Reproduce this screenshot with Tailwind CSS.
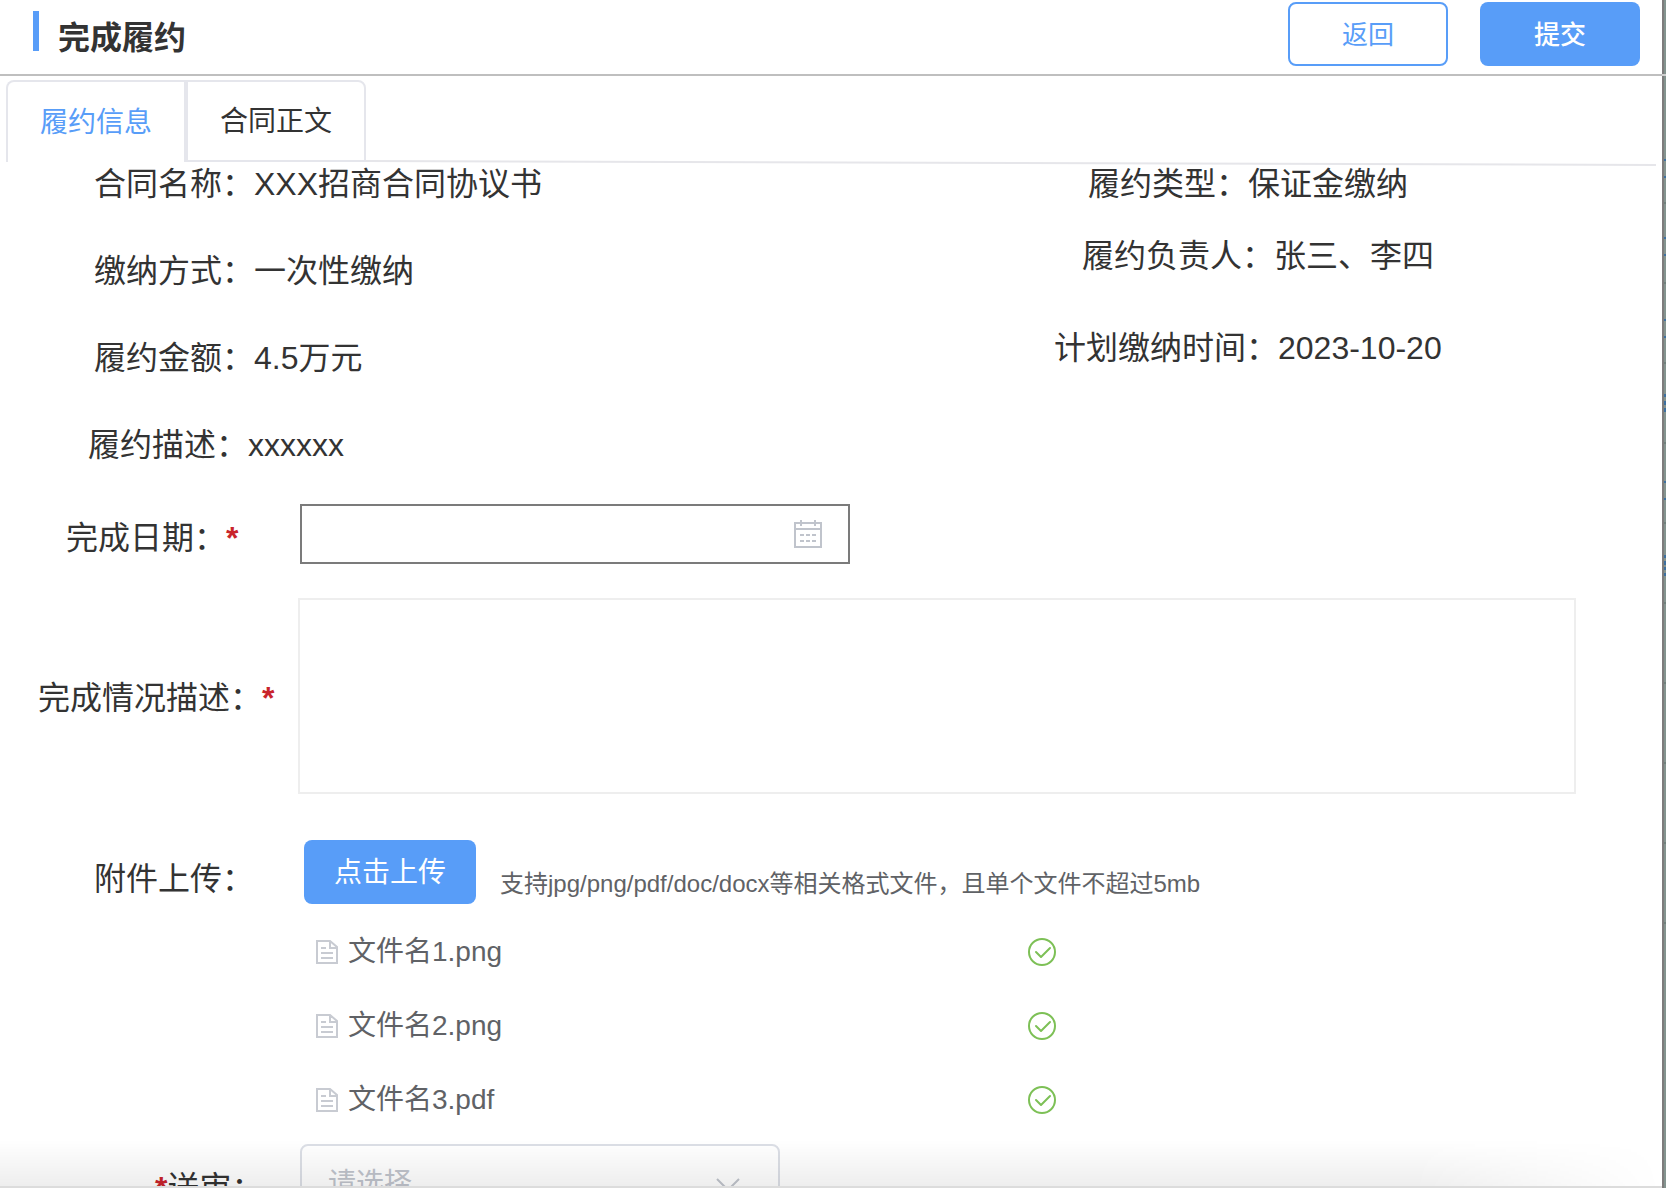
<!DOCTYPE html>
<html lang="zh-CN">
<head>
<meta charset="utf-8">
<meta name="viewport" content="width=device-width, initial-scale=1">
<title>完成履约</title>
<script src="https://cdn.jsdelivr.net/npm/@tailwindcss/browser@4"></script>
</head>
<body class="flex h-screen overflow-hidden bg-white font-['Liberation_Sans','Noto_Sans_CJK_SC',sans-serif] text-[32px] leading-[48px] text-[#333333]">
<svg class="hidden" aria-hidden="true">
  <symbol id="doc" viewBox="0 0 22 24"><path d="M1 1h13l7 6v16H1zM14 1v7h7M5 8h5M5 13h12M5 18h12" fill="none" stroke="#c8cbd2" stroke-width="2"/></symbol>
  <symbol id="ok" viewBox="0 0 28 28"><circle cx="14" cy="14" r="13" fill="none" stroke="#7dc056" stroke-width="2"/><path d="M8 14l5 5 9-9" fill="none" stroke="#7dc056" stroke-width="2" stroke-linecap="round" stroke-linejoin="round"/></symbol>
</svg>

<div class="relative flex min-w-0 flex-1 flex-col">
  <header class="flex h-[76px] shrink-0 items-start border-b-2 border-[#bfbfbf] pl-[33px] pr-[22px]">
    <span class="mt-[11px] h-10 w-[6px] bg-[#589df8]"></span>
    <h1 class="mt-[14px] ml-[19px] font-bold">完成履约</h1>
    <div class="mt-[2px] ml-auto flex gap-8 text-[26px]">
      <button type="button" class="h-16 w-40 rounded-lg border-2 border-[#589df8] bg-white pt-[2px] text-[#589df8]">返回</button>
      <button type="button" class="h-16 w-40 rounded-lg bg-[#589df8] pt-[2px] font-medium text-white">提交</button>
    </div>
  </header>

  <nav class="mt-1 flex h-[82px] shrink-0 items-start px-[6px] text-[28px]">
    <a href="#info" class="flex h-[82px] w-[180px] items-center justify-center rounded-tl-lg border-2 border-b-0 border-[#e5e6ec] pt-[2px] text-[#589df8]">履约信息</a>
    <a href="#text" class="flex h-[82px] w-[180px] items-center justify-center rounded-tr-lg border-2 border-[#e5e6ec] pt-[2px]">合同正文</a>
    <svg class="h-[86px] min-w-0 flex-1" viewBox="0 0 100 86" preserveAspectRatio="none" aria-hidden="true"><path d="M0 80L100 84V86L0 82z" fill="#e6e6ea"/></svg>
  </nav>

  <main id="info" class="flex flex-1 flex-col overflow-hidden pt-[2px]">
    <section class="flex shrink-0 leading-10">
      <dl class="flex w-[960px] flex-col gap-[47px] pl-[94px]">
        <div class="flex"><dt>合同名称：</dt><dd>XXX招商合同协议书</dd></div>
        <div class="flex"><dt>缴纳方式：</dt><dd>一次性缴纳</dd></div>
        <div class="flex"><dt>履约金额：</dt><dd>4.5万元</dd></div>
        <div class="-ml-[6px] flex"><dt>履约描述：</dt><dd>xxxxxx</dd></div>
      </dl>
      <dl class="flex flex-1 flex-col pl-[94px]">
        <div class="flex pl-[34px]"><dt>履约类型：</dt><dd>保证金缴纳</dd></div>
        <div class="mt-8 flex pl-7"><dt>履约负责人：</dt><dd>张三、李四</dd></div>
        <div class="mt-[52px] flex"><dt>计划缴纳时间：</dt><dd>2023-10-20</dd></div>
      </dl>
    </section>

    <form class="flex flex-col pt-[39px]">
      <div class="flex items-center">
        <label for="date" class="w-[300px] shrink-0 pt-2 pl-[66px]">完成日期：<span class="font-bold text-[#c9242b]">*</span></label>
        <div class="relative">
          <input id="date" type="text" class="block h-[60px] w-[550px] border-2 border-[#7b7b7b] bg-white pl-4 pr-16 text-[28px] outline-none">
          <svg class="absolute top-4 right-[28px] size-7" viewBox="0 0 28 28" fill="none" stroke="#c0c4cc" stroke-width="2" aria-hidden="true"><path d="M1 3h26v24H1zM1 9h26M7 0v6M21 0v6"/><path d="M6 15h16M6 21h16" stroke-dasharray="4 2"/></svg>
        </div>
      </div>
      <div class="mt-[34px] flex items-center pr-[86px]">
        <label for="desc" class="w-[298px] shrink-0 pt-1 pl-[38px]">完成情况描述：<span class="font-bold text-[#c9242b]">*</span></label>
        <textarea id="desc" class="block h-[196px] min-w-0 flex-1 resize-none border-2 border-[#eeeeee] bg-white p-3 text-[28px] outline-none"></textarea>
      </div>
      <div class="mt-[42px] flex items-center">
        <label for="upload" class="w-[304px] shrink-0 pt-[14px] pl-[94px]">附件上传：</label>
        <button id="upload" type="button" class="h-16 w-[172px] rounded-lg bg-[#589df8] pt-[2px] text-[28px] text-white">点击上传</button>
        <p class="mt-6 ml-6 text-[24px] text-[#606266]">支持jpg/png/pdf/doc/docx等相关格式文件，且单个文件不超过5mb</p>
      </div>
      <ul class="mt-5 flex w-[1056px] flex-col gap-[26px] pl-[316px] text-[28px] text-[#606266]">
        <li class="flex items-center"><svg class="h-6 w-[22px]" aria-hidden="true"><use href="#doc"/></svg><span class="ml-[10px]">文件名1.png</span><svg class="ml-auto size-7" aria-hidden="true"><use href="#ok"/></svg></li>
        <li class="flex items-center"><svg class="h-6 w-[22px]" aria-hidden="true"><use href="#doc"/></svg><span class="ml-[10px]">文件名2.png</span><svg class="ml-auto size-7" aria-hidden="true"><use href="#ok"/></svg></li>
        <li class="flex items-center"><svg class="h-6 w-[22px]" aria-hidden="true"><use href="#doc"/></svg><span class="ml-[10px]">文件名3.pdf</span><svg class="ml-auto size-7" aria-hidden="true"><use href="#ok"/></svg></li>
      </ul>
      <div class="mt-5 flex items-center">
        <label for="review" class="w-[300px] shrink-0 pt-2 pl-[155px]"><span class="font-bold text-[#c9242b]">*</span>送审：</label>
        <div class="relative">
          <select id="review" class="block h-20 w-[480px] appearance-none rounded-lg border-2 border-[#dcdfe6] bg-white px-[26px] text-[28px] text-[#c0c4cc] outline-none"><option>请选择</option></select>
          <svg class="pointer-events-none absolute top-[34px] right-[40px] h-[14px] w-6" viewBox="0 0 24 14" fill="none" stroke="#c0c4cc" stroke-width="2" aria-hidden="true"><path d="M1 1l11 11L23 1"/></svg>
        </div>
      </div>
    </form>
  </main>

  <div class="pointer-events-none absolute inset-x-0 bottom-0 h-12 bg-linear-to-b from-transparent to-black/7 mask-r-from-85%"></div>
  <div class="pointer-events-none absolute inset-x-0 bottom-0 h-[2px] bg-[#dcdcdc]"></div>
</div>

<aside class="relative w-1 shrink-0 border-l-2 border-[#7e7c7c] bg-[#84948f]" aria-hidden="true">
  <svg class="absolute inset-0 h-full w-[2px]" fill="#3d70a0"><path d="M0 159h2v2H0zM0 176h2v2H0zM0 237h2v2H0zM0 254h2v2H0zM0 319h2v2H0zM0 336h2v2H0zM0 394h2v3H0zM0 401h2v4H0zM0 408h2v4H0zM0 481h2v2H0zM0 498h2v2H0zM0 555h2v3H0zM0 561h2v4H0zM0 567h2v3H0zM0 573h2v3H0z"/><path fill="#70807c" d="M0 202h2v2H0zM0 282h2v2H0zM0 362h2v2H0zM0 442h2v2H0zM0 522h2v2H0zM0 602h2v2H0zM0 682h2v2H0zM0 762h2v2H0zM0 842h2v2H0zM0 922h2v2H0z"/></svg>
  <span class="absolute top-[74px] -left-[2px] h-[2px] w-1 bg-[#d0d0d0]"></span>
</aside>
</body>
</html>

* **WORK TO BE COMPLETED**
Leave every image out, and retype the material exactly.

* **SOLUTION TO THIS EXERCISE**
Reproduce this screenshot with Tailwind CSS.
<!DOCTYPE html>
<html lang="zh-CN">
<head>
<meta charset="utf-8">
<meta name="viewport" content="width=device-width, initial-scale=1">
<title>完成履约</title>
<script src="https://cdn.jsdelivr.net/npm/@tailwindcss/browser@4"></script>
</head>
<body class="flex h-screen overflow-hidden bg-white font-['Liberation_Sans','Noto_Sans_CJK_SC',sans-serif] text-[32px] leading-[48px] text-[#333333]">
<svg class="hidden" aria-hidden="true">
  <symbol id="doc" viewBox="0 0 22 24"><path d="M1 1h13l7 6v16H1zM14 1v7h7M5 8h5M5 13h12M5 18h12" fill="none" stroke="#c8cbd2" stroke-width="2"/></symbol>
  <symbol id="ok" viewBox="0 0 28 28"><circle cx="14" cy="14" r="13" fill="none" stroke="#7dc056" stroke-width="2"/><path d="M8 14l5 5 9-9" fill="none" stroke="#7dc056" stroke-width="2" stroke-linecap="round" stroke-linejoin="round"/></symbol>
</svg>

<div class="relative flex min-w-0 flex-1 flex-col">
  <header class="flex h-[76px] shrink-0 items-start border-b-2 border-[#bfbfbf] pl-[33px] pr-[22px]">
    <span class="mt-[11px] h-10 w-[6px] bg-[#589df8]"></span>
    <h1 class="mt-[14px] ml-[19px] font-bold">完成履约</h1>
    <div class="mt-[2px] ml-auto flex gap-8 text-[26px]">
      <button type="button" class="h-16 w-40 rounded-lg border-2 border-[#589df8] bg-white pt-[2px] text-[#589df8]">返回</button>
      <button type="button" class="h-16 w-40 rounded-lg bg-[#589df8] pt-[2px] font-medium text-white">提交</button>
    </div>
  </header>

  <nav class="mt-1 flex h-[82px] shrink-0 items-start px-[6px] text-[28px]">
    <a href="#info" class="flex h-[82px] w-[180px] items-center justify-center rounded-tl-lg border-2 border-b-0 border-[#e5e6ec] pt-[2px] text-[#589df8]">履约信息</a>
    <a href="#text" class="flex h-[82px] w-[180px] items-center justify-center rounded-tr-lg border-2 border-[#e5e6ec] pt-[2px]">合同正文</a>
    <svg class="h-[86px] min-w-0 flex-1" viewBox="0 0 100 86" preserveAspectRatio="none" aria-hidden="true"><path d="M0 80L100 84V86L0 82z" fill="#e6e6ea"/></svg>
  </nav>

  <main id="info" class="flex flex-1 flex-col overflow-hidden pt-[2px]">
    <section class="flex shrink-0 leading-10">
      <dl class="flex w-[960px] flex-col gap-[47px] pl-[94px]">
        <div class="flex"><dt>合同名称：</dt><dd>XXX招商合同协议书</dd></div>
        <div class="flex"><dt>缴纳方式：</dt><dd>一次性缴纳</dd></div>
        <div class="flex"><dt>履约金额：</dt><dd>4.5万元</dd></div>
        <div class="-ml-[6px] flex"><dt>履约描述：</dt><dd>xxxxxx</dd></div>
      </dl>
      <dl class="flex flex-1 flex-col pl-[94px]">
        <div class="flex pl-[34px]"><dt>履约类型：</dt><dd>保证金缴纳</dd></div>
        <div class="mt-8 flex pl-7"><dt>履约负责人：</dt><dd>张三、李四</dd></div>
        <div class="mt-[52px] flex"><dt>计划缴纳时间：</dt><dd>2023-10-20</dd></div>
      </dl>
    </section>

    <form class="flex flex-col pt-[39px]">
      <div class="flex items-center">
        <label for="date" class="w-[300px] shrink-0 pt-2 pl-[66px]">完成日期：<span class="font-bold text-[#c9242b]">*</span></label>
        <div class="relative">
          <input id="date" type="text" class="block h-[60px] w-[550px] border-2 border-[#7b7b7b] bg-white pl-4 pr-16 text-[28px] outline-none">
          <svg class="absolute top-4 right-[28px] size-7" viewBox="0 0 28 28" fill="none" stroke="#c0c4cc" stroke-width="2" aria-hidden="true"><path d="M1 3h26v24H1zM1 9h26M7 0v6M21 0v6"/><path d="M6 15h16M6 21h16" stroke-dasharray="4 2"/></svg>
        </div>
      </div>
      <div class="mt-[34px] flex items-center pr-[86px]">
        <label for="desc" class="w-[298px] shrink-0 pt-1 pl-[38px]">完成情况描述：<span class="font-bold text-[#c9242b]">*</span></label>
        <textarea id="desc" class="block h-[196px] min-w-0 flex-1 resize-none border-2 border-[#eeeeee] bg-white p-3 text-[28px] outline-none"></textarea>
      </div>
      <div class="mt-[42px] flex items-center">
        <label for="upload" class="w-[304px] shrink-0 pt-[14px] pl-[94px]">附件上传：</label>
        <button id="upload" type="button" class="h-16 w-[172px] rounded-lg bg-[#589df8] pt-[2px] text-[28px] text-white">点击上传</button>
        <p class="mt-6 ml-6 text-[24px] text-[#606266]">支持jpg/png/pdf/doc/docx等相关格式文件，且单个文件不超过5mb</p>
      </div>
      <ul class="mt-5 flex w-[1056px] flex-col gap-[26px] pl-[316px] text-[28px] text-[#606266]">
        <li class="flex items-center"><svg class="h-6 w-[22px]" aria-hidden="true"><use href="#doc"/></svg><span class="ml-[10px]">文件名1.png</span><svg class="ml-auto size-7" aria-hidden="true"><use href="#ok"/></svg></li>
        <li class="flex items-center"><svg class="h-6 w-[22px]" aria-hidden="true"><use href="#doc"/></svg><span class="ml-[10px]">文件名2.png</span><svg class="ml-auto size-7" aria-hidden="true"><use href="#ok"/></svg></li>
        <li class="flex items-center"><svg class="h-6 w-[22px]" aria-hidden="true"><use href="#doc"/></svg><span class="ml-[10px]">文件名3.pdf</span><svg class="ml-auto size-7" aria-hidden="true"><use href="#ok"/></svg></li>
      </ul>
      <div class="mt-5 flex items-center">
        <label for="review" class="w-[300px] shrink-0 pt-2 pl-[155px]"><span class="font-bold text-[#c9242b]">*</span>送审：</label>
        <div class="relative">
          <select id="review" class="block h-20 w-[480px] appearance-none rounded-lg border-2 border-[#dcdfe6] bg-white px-[26px] text-[28px] text-[#c0c4cc] outline-none"><option>请选择</option></select>
          <svg class="pointer-events-none absolute top-[34px] right-[40px] h-[14px] w-6" viewBox="0 0 24 14" fill="none" stroke="#c0c4cc" stroke-width="2" aria-hidden="true"><path d="M1 1l11 11L23 1"/></svg>
        </div>
      </div>
    </form>
  </main>

  <div class="pointer-events-none absolute inset-x-0 bottom-0 h-12 bg-linear-to-b from-transparent to-black/7 mask-r-from-85%"></div>
  <div class="pointer-events-none absolute inset-x-0 bottom-0 h-[2px] bg-[#dcdcdc]"></div>
</div>

<aside class="relative w-1 shrink-0 border-l-2 border-[#7e7c7c] bg-[#84948f]" aria-hidden="true">
  <svg class="absolute inset-0 h-full w-[2px]" fill="#3d70a0"><path d="M0 159h2v2H0zM0 176h2v2H0zM0 237h2v2H0zM0 254h2v2H0zM0 319h2v2H0zM0 336h2v2H0zM0 394h2v3H0zM0 401h2v4H0zM0 408h2v4H0zM0 481h2v2H0zM0 498h2v2H0zM0 555h2v3H0zM0 561h2v4H0zM0 567h2v3H0zM0 573h2v3H0z"/><path fill="#70807c" d="M0 202h2v2H0zM0 282h2v2H0zM0 362h2v2H0zM0 442h2v2H0zM0 522h2v2H0zM0 602h2v2H0zM0 682h2v2H0zM0 762h2v2H0zM0 842h2v2H0zM0 922h2v2H0z"/></svg>
  <span class="absolute top-[74px] -left-[2px] h-[2px] w-1 bg-[#d0d0d0]"></span>
</aside>
</body>
</html>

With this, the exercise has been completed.